With the outgoings freeing up some more much needed money, West Ham fans became eager to see who they were to bring in. Typically, West Ham were once again linked with an array of players ranging from right backs and centre backs to left wingers and midfielders, however proved to not be successful in signing any of their targets. The signing of Tomas Soucek counted as a summer deal as West Ham got the Czech on a permanent deal after a temporary loan spell.
A last minute of Vladimir Coufal from Slavia Prague, brokered by Soucek, was the only other signing. Although a positive performance against Leicester City on his debut, he still has to prove himself and has healthy competition for his position in Ryan Fredericks.
The transfer window as a whole is seen as a massive failure in the eyes of West Ham fans. They believe the club have made the already depleted squad bare, leaving little-to-no depth in most positions. The board argues that Diangana had to be sold as there are too many attacking players and wingers already at the club, and that more signings could not be made as COVID-19 hurt the club financially.

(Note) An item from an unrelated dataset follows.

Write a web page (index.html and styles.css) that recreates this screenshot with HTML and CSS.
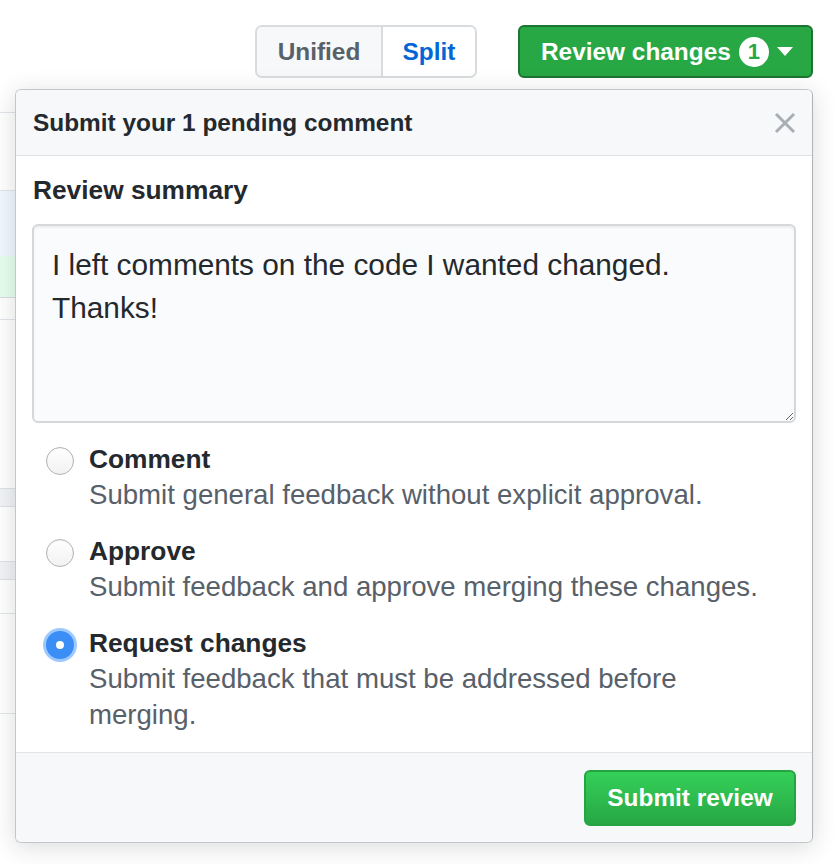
FILE: index.html
```html
<!DOCTYPE html>
<html lang="en">
<head>
<meta charset="utf-8">
<title>Review changes</title>
<link rel="stylesheet" href="styles.css">
</head>
<body>
<div class="page">
  <div class="toolbar">
    <div class="btn-group">
      <button class="seg seg-unified" type="button">Unified</button>
      <button class="seg seg-split" type="button">Split</button>
    </div>
    <button class="btn-review" type="button"><span class="review-label">Review changes</span><span class="counter">1</span><span class="caret"></span></button>
  </div>

  <div class="diff">
    <div class="drow d1"></div>
    <div class="drow d2"></div>
    <div class="drow d-blue"></div>
    <div class="drow d-green"></div>
    <div class="drow d3"></div>
    <div class="drow d4"></div>
    <div class="drow d-band"></div>
    <div class="drow d5"></div>
    <div class="drow d-band"></div>
    <div class="drow d6"></div>
    <div class="drow d7"></div>
    <div class="drow d8"></div>
  </div>

  <div class="popup">
    <div class="popup-header">
      <h3 class="popup-title">Submit your 1 pending comment</h3>
      <button class="close" type="button" aria-label="Close">
        <svg width="22" height="22" viewBox="0 0 22 22"><path d="M2 2 L20 20 M20 2 L2 20" stroke="#a9aeb3" stroke-width="3" stroke-linecap="butt" fill="none"/></svg>
      </button>
    </div>
    <div class="popup-body">
      <h4 class="summary-label">Review summary</h4>
      <textarea class="summary">I left comments on the code I wanted changed.
Thanks!</textarea>
      <div class="options">
        <label class="option">
          <span class="radio"></span>
          <span class="option-text">
            <span class="option-title">Comment</span>
            <span class="option-desc">Submit general feedback without explicit approval.</span>
          </span>
        </label>
        <label class="option">
          <span class="radio"></span>
          <span class="option-text">
            <span class="option-title">Approve</span>
            <span class="option-desc">Submit feedback and approve merging these changes.</span>
          </span>
        </label>
        <label class="option">
          <span class="radio radio-checked"></span>
          <span class="option-text">
            <span class="option-title">Request changes</span>
            <span class="option-desc">Submit feedback that must be addressed before merging.</span>
          </span>
        </label>
      </div>
    </div>
    <div class="popup-footer">
      <button class="btn-submit" type="button">Submit review</button>
    </div>
  </div>
</div>
</body>
</html>
```

FILE: styles.css
```css
* { box-sizing: border-box; }

body {
  margin: 0;
  background: #fff;
  font-family: "Liberation Sans", Arial, sans-serif;
  color: #24292e;
}

.page {
  position: relative;
  width: 834px;
  height: 864px;
  overflow: hidden;
}

/* Toolbar */
.toolbar {
  display: flex;
  justify-content: flex-end;
  align-items: flex-start;
  gap: 41px;
  padding: 25px 21px 0 0;
  height: 78px;
}

.btn-group {
  display: flex;
  width: 222px;
  height: 53px;
  border: 2px solid #d9dcdf;
  border-radius: 7px;
  overflow: hidden;
}

.seg {
  margin: 0;
  padding: 0;
  border: 0;
  font-family: "Liberation Sans", Arial, sans-serif;
  font-weight: bold;
  font-size: 24.4px;
  cursor: pointer;
}

.seg-unified {
  width: 126px;
  background: #f6f8fa;
  color: #586069;
  border-right: 2px solid #d9dcdf;
}

.seg-split {
  flex: 1;
  background: #fff;
  color: #0366d6;
}

.btn-review {
  display: flex;
  align-items: center;
  width: 295px;
  height: 53px;
  margin: 0;
  padding: 0 0 0 21px;
  background: #28a745;
  border: 2px solid #1d7531;
  border-radius: 6px;
  color: #fff;
  font-family: "Liberation Sans", Arial, sans-serif;
  font-weight: bold;
  font-size: 24.4px;
}

.counter {
  display: flex;
  align-items: center;
  justify-content: center;
  width: 30px;
  height: 30px;
  margin-left: 8px;
  border-radius: 50%;
  background: #fff;
  color: #28a745;
  font-size: 22px;
  font-weight: bold;
}

.caret {
  width: 0;
  height: 0;
  margin-left: 8px;
  border-top: 9px solid #fff;
  border-left: 8px solid transparent;
  border-right: 8px solid transparent;
}

/* Background diff rows */
.diff {
  width: 800px;
}

.drow { background: #fff; }
.d1 { height: 35px; border-bottom: 1px solid #e1e4e8; }
.d2 { height: 78px; border-bottom: 1px solid #e1e4e8; }
.d-blue { height: 65px; background: #f1f8ff; }
.d-green { height: 42px; background: #e6ffed; border-bottom: 1px solid #d8dde2; }
.d3 { height: 22px; border-bottom: 1px solid #e1e4e8; }
.d4 { height: 168px; }
.d-band { height: 19px; background: #f1f3f5; border-top: 1px solid #dfe2e5; border-bottom: 1px solid #dfe2e5; }
.d5 { height: 54px; }
.d6 { height: 34px; border-bottom: 1px solid #e1e4e8; }
.d7 { height: 100px; border-bottom: 1px solid #e1e4e8; }
.d8 { height: 160px; }

/* Popup */
.popup {
  position: absolute;
  top: 89px;
  left: 15px;
  width: 798px;
  background: #fff;
  border: 1px solid #c4c7ca;
  border-right-color: #b0b3b6;
  border-radius: 6px;
  box-shadow: 0 4px 24px rgba(27, 31, 35, 0.16);
  overflow: hidden;
}

.popup-header {
  display: flex;
  align-items: center;
  justify-content: space-between;
  height: 66px;
  padding: 0 16px 0 17px;
  background: #f6f8fa;
  border-bottom: 1px solid #dfe2e5;
}

.popup-title {
  margin: 0;
  font-size: 24.4px;
  font-weight: bold;
  color: #24292e;
}

.close {
  display: flex;
  padding: 0;
  margin: 0;
  border: 0;
  background: transparent;
}

.popup-body {
  padding: 16px 16px 19px;
}

.summary-label {
  margin: 0 0 16px;
  padding-left: 1px;
  font-size: 26.3px;
  line-height: 36px;
  font-weight: bold;
}

.summary {
  display: block;
  width: 100%;
  height: 199px;
  margin: 0;
  padding: 17px 18px;
  background: #fafbfc;
  border: 2px solid #d5d8db;
  border-radius: 6px;
  box-shadow: inset 0 2px 2px rgba(27, 31, 35, 0.06);
  font-family: "Liberation Sans", Arial, sans-serif;
  font-size: 29.8px;
  line-height: 43px;
  color: #24292e;
  resize: vertical;
  outline: none;
}

.options {
  margin-top: 18px;
  display: flex;
  flex-direction: column;
  gap: 20px;
}

.option {
  display: flex;
  align-items: flex-start;
}

.radio {
  flex-shrink: 0;
  width: 28px;
  height: 28px;
  margin: 6px 0 0 14px;
  border-radius: 50%;
  border: 1.5px solid #b3b3b3;
  background: linear-gradient(#ffffff, #f2f2f2);
  box-shadow: inset 0 1px 1px rgba(0, 0, 0, 0.04);
}

.radio-checked {
  position: relative;
  border: 0;
  background: #3a8ef6;
  box-shadow: 0 0 0 3px rgba(92, 165, 255, 0.6);
}

.radio-checked::after {
  content: "";
  position: absolute;
  left: 10px;
  top: 10px;
  width: 8px;
  height: 8px;
  border-radius: 50%;
  background: #fff;
}

.option-text {
  display: flex;
  flex-direction: column;
  max-width: 680px;
  margin-left: 15px;
}

.option-title {
  font-size: 26.3px;
  line-height: 36px;
  font-weight: bold;
  color: #24292e;
}

.option-desc {
  font-size: 27.6px;
  line-height: 36px;
  color: #586069;
}

.popup-footer {
  display: flex;
  justify-content: flex-end;
  padding: 17px 16px 16px;
  background: #f6f8fa;
  border-top: 1px solid #e1e4e8;
}

.btn-submit {
  width: 212px;
  height: 56px;
  margin: 0;
  padding: 0;
  border: 2px solid #27a442;
  border-radius: 6px;
  background: linear-gradient(#34d058, #28a745);
  color: #fff;
  font-family: "Liberation Sans", Arial, sans-serif;
  font-size: 24.4px;
  font-weight: bold;
}
```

Are West Ham performing on the pitch?
West Ham ended last season in excellent form where they were unbeaten in their last four games and saw them take points against Chelsea and Manchester United and performing against relegation rivals Watford and Aston Villa. They have seemed to have taken that form into this season with convincing performances against Arsenal, Wolves and Leicester, where they got a whole seven points.
However, the first game of the season against Newcastle was poor where West Ham lost 2-0. Antonio has been on exceptional form, along with Soucek, Bowen and Ogbonna, the latter has recently been called up to the Italian squad for the upcoming international break. The performances are no doubt keeping most West Ham fans somewhat happy and quiet for now. Although, if the pleasant form ends, then the fans will surely plan to protest once again.
Will there be peace at the club?
It has divided West Ham United fans whether they want the owners to stay or go for nearly five years. As time goes on, and less of the targets set out by the owners are achieved, more and more of the fans are joining the GSB Out movement as protests become more prominent and Twitter feeds become more negative. They reported recent negative press that the GSB Out movement jumped with the transfer fee of Seb Haller not paid on time to Eintracht Frankfurt as the fee is being paid in instalments. This was seen to be “embarrassing” and “amateurish” from the board’s decision to delay the payments.
Before moving to The London Stadium, they promised West Ham fans European Football, top class players and large investments into squads and facilities. Apart from the Pellegrini era, which saw a spend of around £200 million, there has been little investment into the squad and facilities, with West Ham being a “sell to buy club”. These broken promises are the basis of the GSB Out movement as the fans have now lost their spiritual home in Upton Park permanently, only the best performances and the best teams will help reach the promises made to take West Ham away from their home.